### Data extract

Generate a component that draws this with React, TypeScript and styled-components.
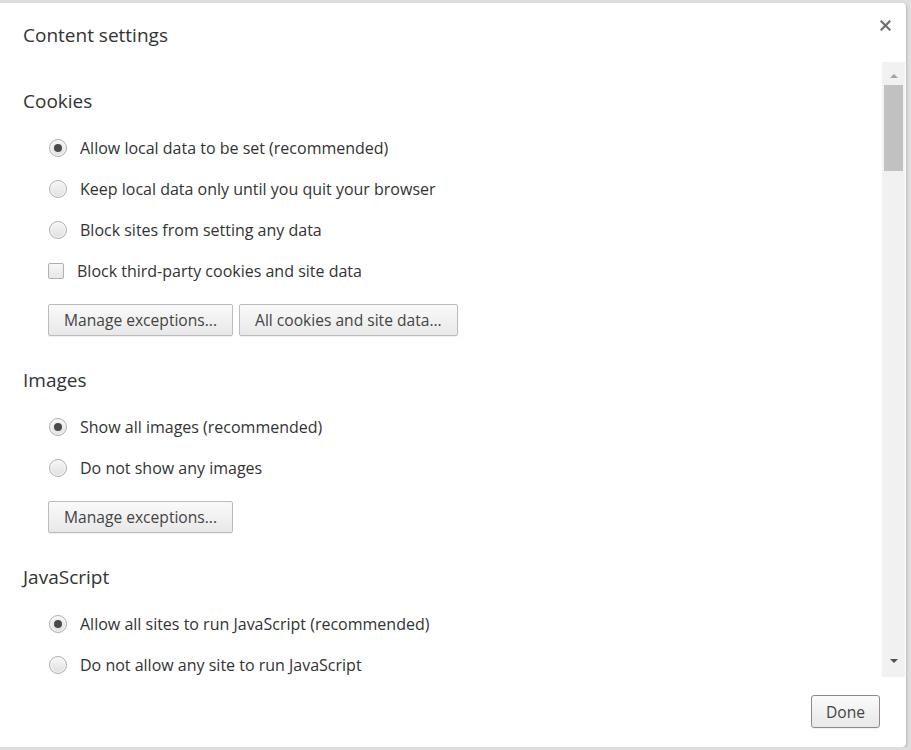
import React from "react";
import styled, { createGlobalStyle } from "styled-components";

const Global = createGlobalStyle`
  html, body { margin: 0; padding: 0; background: #dedede; }
  body { font-family: "Open Sans", "Noto Sans", sans-serif; color: #333; }
  * { box-sizing: border-box; }
`;

const Dialog = styled.div`
  width: 906px;
  height: 744px;
  margin-top: 3px;
  background: #fff;
  border-radius: 0 4px 4px 0;
  box-shadow: 1px 1px 2px rgba(0,0,0,0.18);
  display: flex;
  flex-direction: column;
`;

const Header = styled.div`
  height: 59px;
  display: flex;
  align-items: flex-start;
  justify-content: space-between;
  padding: 20px 15px 0 23px;
`;

const Title = styled.div`
  font-size: 19px;
  line-height: 24px;
  color: #333;
`;

const Close = styled.svg`
  width: 11px;
  height: 11px;
  margin-top: -3px;
`;

const Body = styled.div`
  height: 615px;
  display: flex;
`;

const Content = styled.div`
  flex: 1;
  overflow: hidden;
  padding: 27px 0 0 23px;
`;

const Section = styled.div`
  margin-bottom: 32px;
`;

const Heading = styled.div`
  font-size: 19px;
  line-height: 24px;
  color: #333;
  margin-bottom: 14.5px;
`;

const Row = styled.div`
  height: 41px;
  display: flex;
  align-items: center;
  font-size: 16px;
  color: #333;
`;

const Radio = styled.span<{ $checked?: boolean }>`
  width: 18px;
  height: 18px;
  border-radius: 50%;
  border: 1px solid #aeaeae;
  background: linear-gradient(#f7f7f7, #e0e0e0);
  box-shadow: inset 0 0 0 1px rgba(255,255,255,0.7);
  margin: 0 13px 0 26px;
  display: flex;
  align-items: center;
  justify-content: center;
  &::after {
    content: "";
    width: 8px;
    height: 8px;
    border-radius: 50%;
    background: #4a4a4a;
    display: ${(p) => (p.$checked ? "block" : "none")};
  }
`;

const Check = styled.span`
  width: 16px;
  height: 16px;
  border-radius: 2px;
  border: 1px solid #b0b0b0;
  background: linear-gradient(#f7f7f7, #e6e6e6);
  margin: 0 13px 0 25px;
`;

const Buttons = styled.div`
  display: flex;
  gap: 6px;
  margin: 12.5px 0 0 25px;
`;

const Button = styled.button<{ $focus?: boolean }>`
  height: 32px;
  padding: 0 15px;
  font-family: inherit;
  font-size: 15.6px;
  color: #444;
  border: 1px solid ${(p) => (p.$focus ? "#8a8a8a" : "#bcbcbc")};
  border-radius: 2px;
  background: linear-gradient(#fafafa, #e8e8e8);
  box-shadow: 0 1px 0 rgba(0,0,0,0.06);
`;

const Scrollbar = styled.div`
  width: 23px;
  background: #f1f1f1;
  display: flex;
  flex-direction: column;
  align-items: center;
  margin-right: 1px;
`;

const Arrow = styled.div<{ $down?: boolean }>`
  width: 0;
  height: 0;
  border-left: 4px solid transparent;
  border-right: 4px solid transparent;
  ${(p) =>
    p.$down
      ? "border-top: 4px solid #505050; margin-top: auto; margin-bottom: 14px;"
      : "border-bottom: 4px solid #a3a3a3; margin-top: 12px;"}
`;

const Thumb = styled.div`
  width: 19px;
  height: 86px;
  background: #c1c1c1;
  margin-top: 7px;
`;

const Footer = styled.div`
  flex: 1;
  display: flex;
  justify-content: flex-end;
  align-items: flex-start;
  padding: 18px 26px 0 0;
`;

const DoneButton = styled(Button)`
  height: 33px;
  padding: 0 14px;
  border-radius: 3px;
  color: #444;
`;

type Opt = { label: string; checked?: boolean; checkbox?: boolean };

const sections: { title: string; options: Opt[]; buttons: string[] }[] = [
  {
    title: "Cookies",
    options: [
      { label: "Allow local data to be set (recommended)", checked: true },
      { label: "Keep local data only until you quit your browser" },
      { label: "Block sites from setting any data" },
      { label: "Block third-party cookies and site data", checkbox: true },
    ],
    buttons: ["Manage exceptions...", "All cookies and site data..."],
  },
  {
    title: "Images",
    options: [
      { label: "Show all images (recommended)", checked: true },
      { label: "Do not show any images" },
    ],
    buttons: ["Manage exceptions..."],
  },
  {
    title: "JavaScript",
    options: [
      { label: "Allow all sites to run JavaScript (recommended)", checked: true },
      { label: "Do not allow any site to run JavaScript" },
    ],
    buttons: [],
  },
];

export default function App() {
  return (
    <>
      <Global />
      <Dialog>
        <Header>
          <Title>Content settings</Title>
          <Close viewBox="0 0 11 11">
            <path d="M1.5 1.5 L9.5 9.5 M9.5 1.5 L1.5 9.5" stroke="#6f6f6f" strokeWidth="2.2" strokeLinecap="square" />
          </Close>
        </Header>
        <Body>
          <Content>
            {sections.map((s) => (
              <Section key={s.title}>
                <Heading>{s.title}</Heading>
                {s.options.map((o) => (
                  <Row key={o.label}>
                    {o.checkbox ? <Check /> : <Radio $checked={o.checked} />}
                    {o.label}
                  </Row>
                ))}
                {s.buttons.length > 0 && (
                  <Buttons>
                    {s.buttons.map((b) => (
                      <Button key={b}>{b}</Button>
                    ))}
                  </Buttons>
                )}
              </Section>
            ))}
          </Content>
          <Scrollbar>
            <Arrow />
            <Thumb />
            <Arrow $down />
          </Scrollbar>
        </Body>
        <Footer>
          <DoneButton $focus>Done</DoneButton>
        </Footer>
      </Dialog>
    </>
  );
}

### What to work on
Check every line for "components" and show the ones that have it.

### Reply
Generate a component that draws this with React, TypeScript and styled-components.
import styled, { createGlobalStyle } from "styled-components";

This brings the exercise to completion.